Convicting someone before a trial is an example of same. Unless you are clairvoyant or have a touching faith in the pronouncements of your Leader, you have no way of knowing whether these detainees are "captured terrorists" or not.

Consider Mohammed Akhitar, held at Guantanamo Bay.

"He was not an enemy of the government, he was a friend of the government," a senior Afghan intelligence officer told McClatchy. Akhtiar was imprisoned at Guantanamo on the basis of false information that local anti-government insurgents fed to U.S. troops, he said.

An eight-month McClatchy investigation in 11 countries on three continents has found that Akhtiar was one of dozens of men — and, according to several officials, perhaps hundreds — whom the U.S. has wrongfully imprisoned in Afghanistan, Cuba and elsewhere on the basis of flimsy or fabricated evidence, old personal scores or bounty payments.
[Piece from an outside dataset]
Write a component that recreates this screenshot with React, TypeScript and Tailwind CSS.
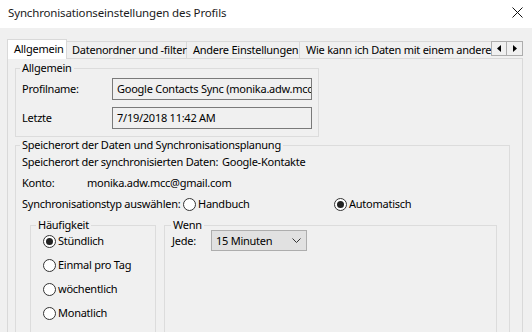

McClatchy interviewed 66 released detainees, more than a dozen local officials — primarily in Afghanistan — and U.S. officials with intimate knowledge of the detention program. The investigation also reviewed thousands of pages of U.S. military tribunal documents and other records.

This unprecedented compilation shows that most of the 66 were low-level Taliban grunts, innocent Afghan villagers or ordinary criminals. At least seven had been working for the U.S.-backed Afghan government and had no ties to militants, according to Afghan local officials. In effect, many of the detainees posed no danger to the United States or its allies.


--http://www.mcclatchydc.com/detainees/story/38773.html

But your faith in your Supreme Leader is really quite touching. If He says they are Captured Terrorists, then they must be. End of story.